Counsel submitted that the learned Judge held correctly that it was not open for the appellant to pursue an appeal and at the same time a review of the same orders as the appeal could only lie on the outcome of the application for review:

4. 3.1 The Appeal stood abandoned on account of the review because the law does not allow a party to pursue both an Appeal and Review. When the Defendant filed for Review he Appeal stood abandoned. Further any Appeal is grossly overdue. Appeal can in law be filed within 60 days. The delay now on the judgment of 11th January 2019 amounts to over 637 days as at November 2020.

4. 3.2 The only remedy the Defendant could have, if it had any legitimate grievance including those alluded to in paragraph 9, 13, 15 and 16 of the Defendant's affidavit would be a suit against the Interested party, for damages.

44. 5 (a)The law in Section 99, Lands Act, 2012 as read with Sections 96, and 26 Act gives the purchaser, in this case the Plaintiff unqualified title land. The purchaser/Plaintiff is protected. Inversely any party claiming land was not properly sold is required to sue for damages not for land itself. Section 99 section 99  Protection of purchaser

(1) This section applies to—

(a) a person who purchases charged land

(2) A person to whom this section applies—

(b) is not obliged to see to the application of the purchase price;

(c) is not obliged to inquire whether there has been a default by the chargor or whether any notice required to be given in connection with the exercise of the power of sale has been duly given or whether the sale is otherwise necessary, proper or regular.

(3) A person to whom this section applies is protected even if at any time before the completion of the sale, the person has actual notice that there has not been a default by the chargor, or that a notice has been duly served or that the sale is in some way, unnecessary, improper or irregular, except in the case of fraud, misrepresentation or other dishonest conduct on the part of the chargee, of which that person has actual or constructive notice.

(4) A person prejudiced by an unauthorized, improper or irregular exercise of the power of sale shall have a remedy in damages against the person exercising that power.

Counsel also cited the case of Celine Wambui Kigwe v National Bank of Kenya & 2 others [2020] eKLR where the court held that.

"The Plaintiff/Applicant is seeking to injunct the Defendants after the fall of the hammer. The Court will concur with the 3rd Defendant's Submissions that once the property has been knocked down and sold in a Public Auction, by the charge, in exercise of its Statutory Power of Sale, the equity of redemption of the Chargor is extinguished See the case of Bomet Beer Distributors Ltd & another v Kenya Commercial Bank Ltd & 4 others [2005] eKLR:-

There are other decisions made on this point but the above referred cases will suffice for the purposes of this application. What is clear is that once a property has been knocked down and sold in a public auction by a chargee in exercise of its statutory power of sale, the equity of redemption of the chargor is extinguished. The only remedy for chargor who is dissatisfied with the conduct of the sale is to file suit for general  or special damages. "

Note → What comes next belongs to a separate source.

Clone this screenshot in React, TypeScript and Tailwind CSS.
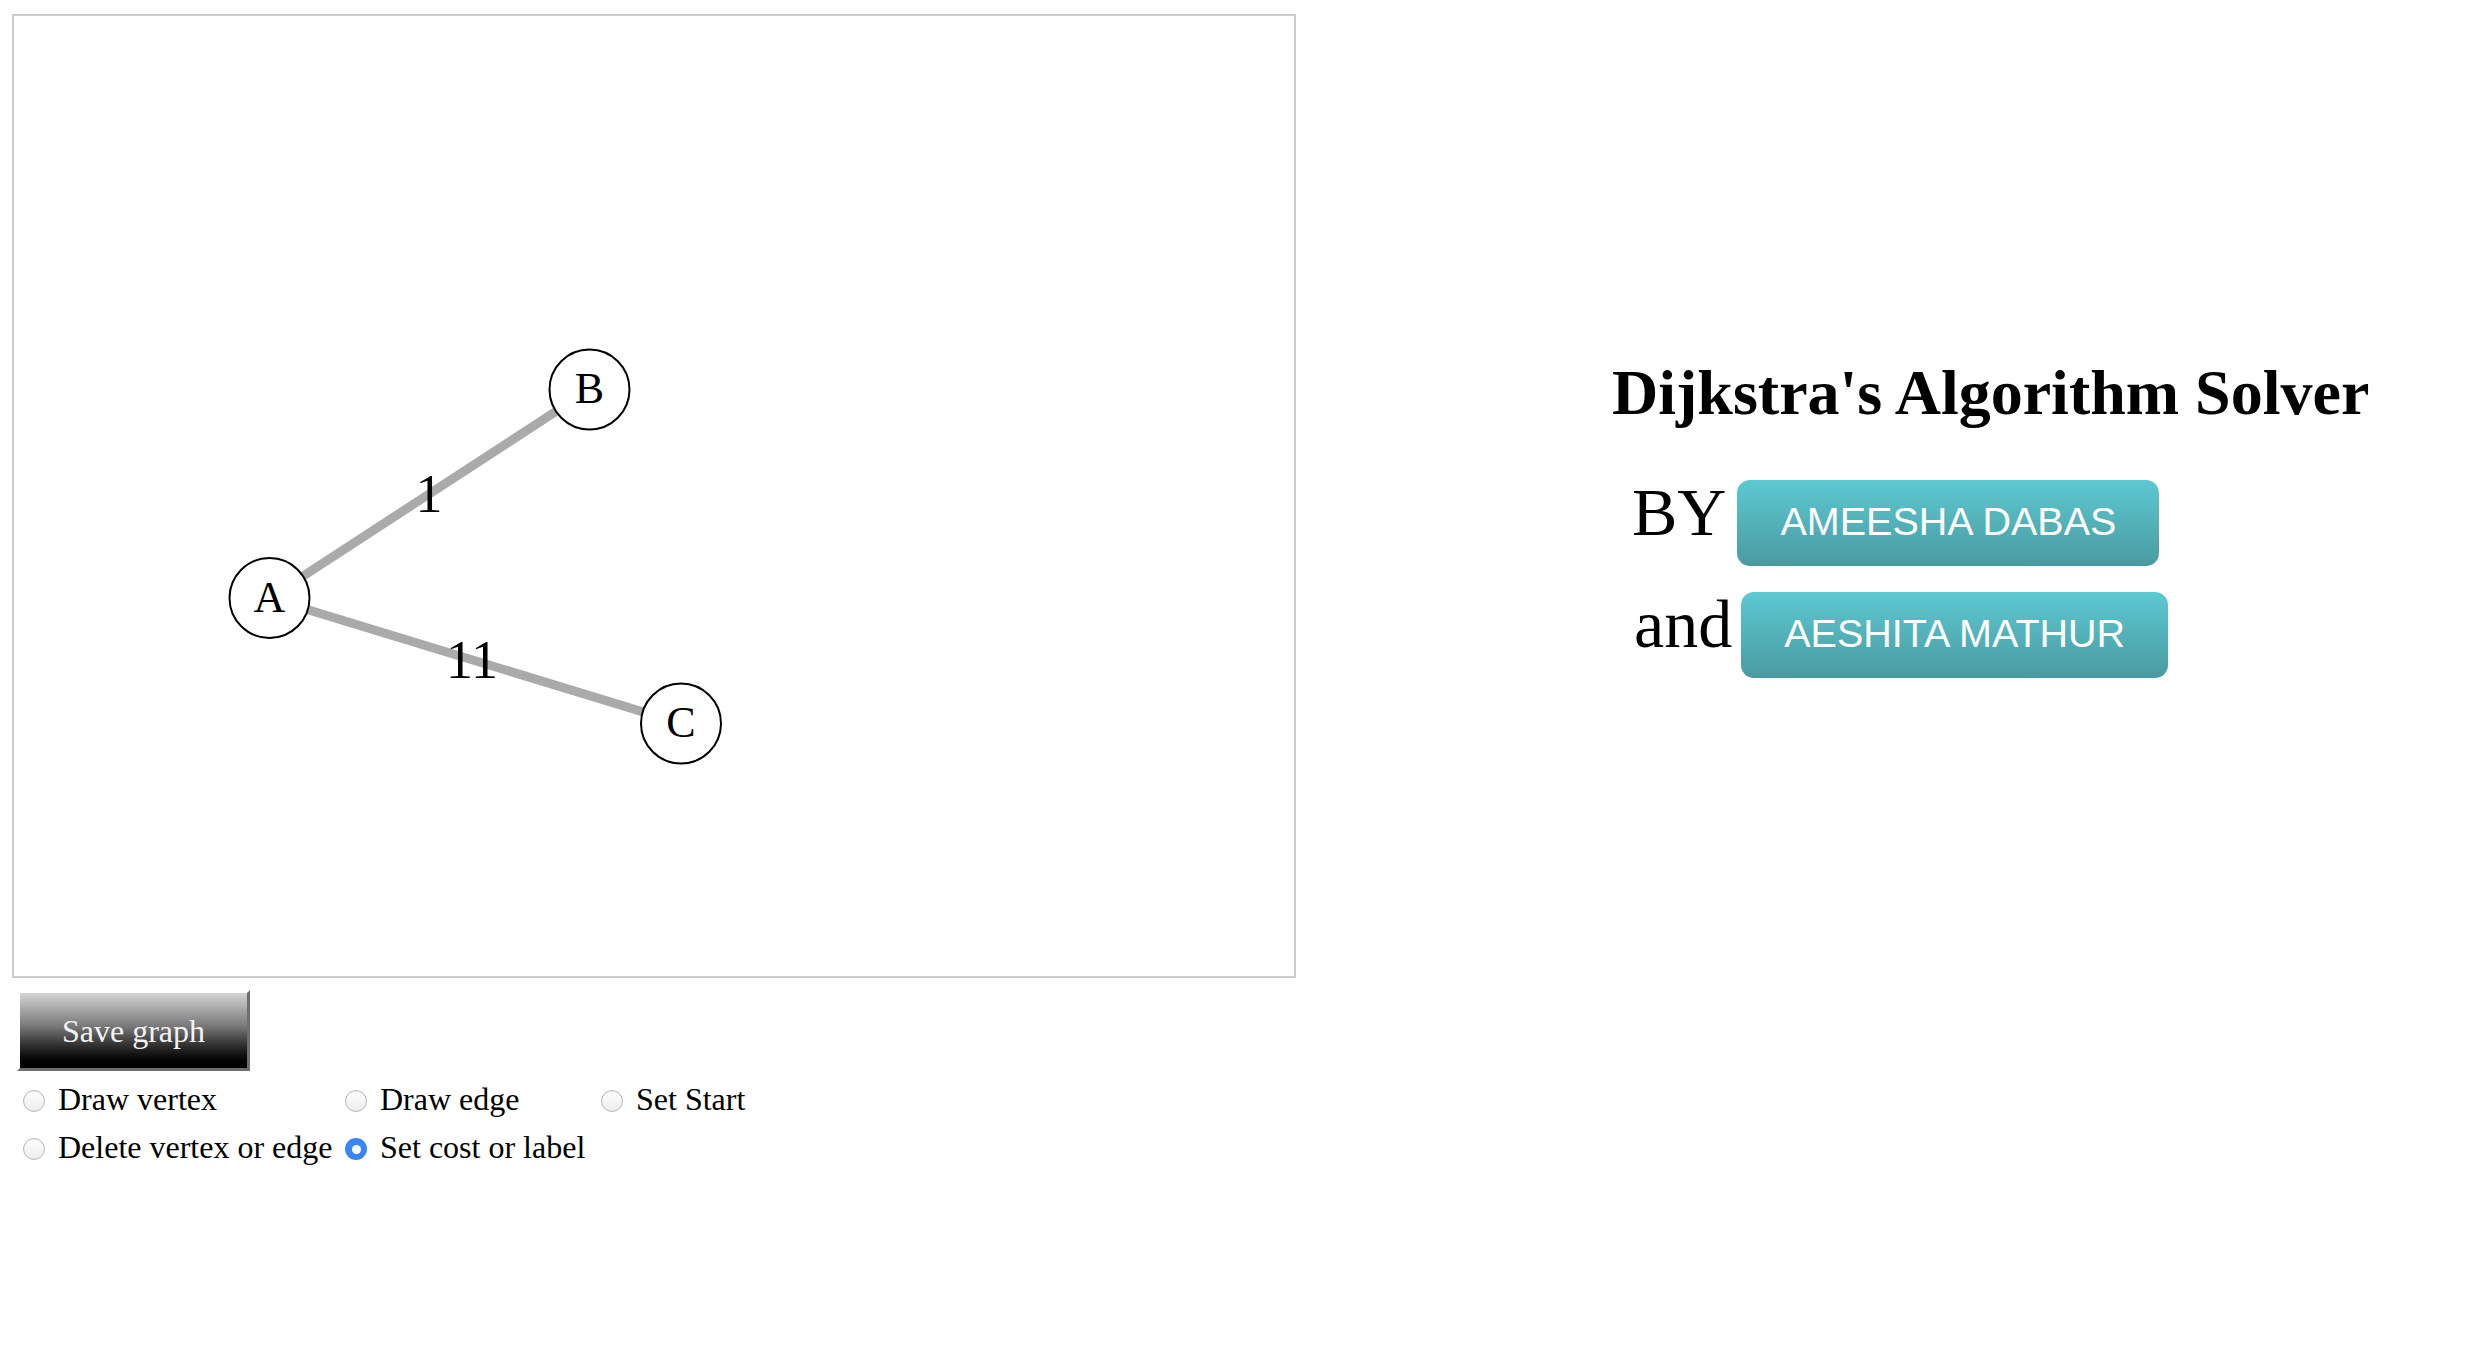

On the issue as to whether there is any pending aspect for determination as to the auction sale and or ownership of parcel LR No. 3209/1 situated in Arbabuch Area Moíben. Uasín Gishu County, whether litigation has and should come to an end, counsel reiterated his submissions that there are no pending issues as to the auction upon judgment being delivered in favour of the plaintiff.  Counsel further submitted that litigation must come to an end to enable parties enjoy the fruits of the judgment as was stated in the case of Dysseleer Mireille Lesoipa v Manuel Lesoipa Alias Emmanuel Lesoipa [2017] eKLR Counsel also cited the case of William Koross (Legal personal Representative of Elijah C.A. Koross) v Hezekiah Kiptoo Komen & 4 others [2015] eKLR where the court held that

“The philosophy behind the principle of res judicata is that there has to be finality; Litigation must come to an end. It is a rule to counter the all too human propensity to keep trying until something gives. It is meant to provide rest and closure, for endless litigation and agitation does little more than vex and add to costs. A successful litigant must reap the fruits of his success and the unsuccessful one must learn to let go.”

Counsel therefore urged the court to not allow the defendant to re-litigate, re-canvass issues that had already been determined by the court and allow the application for eviction with costs as prayed.

DEFENDANT/RESPONDENT SUBMISSION

Counsel for the defendant respondent opposed the application and listed the following issues for determination by the court

a) Whether or not based on the judgement made on 11/01/2019 the court made specific orders for eviction, ejection, giving vacant possession, moving out and/or handing over of the whole suit parcel L.R. NO. 3209/1 measuring 305 Acres situated in Arbabuch Area, Moiben Uasin Gishu County.

b) Whether or not the plaintiff/Applicant in his plaint/suit categorically pleaded or prayed for eviction , ejection, giving out vacant possession , moving out and or handing over of the whole suit parcel namely L.R. 3209/1 measuring 305 Acres situated at Arbabuch Area Moiben Uasin Gishu County.

c) Whether or not the plaintiff/Applicant withdrew the suit before judgement was delivered on the 11/01/2019.

d) Whether or not the instant Notice of Motion is a substantive suit/pleadings which can give rise to the reliefs being sought against the Defendant/Respondent.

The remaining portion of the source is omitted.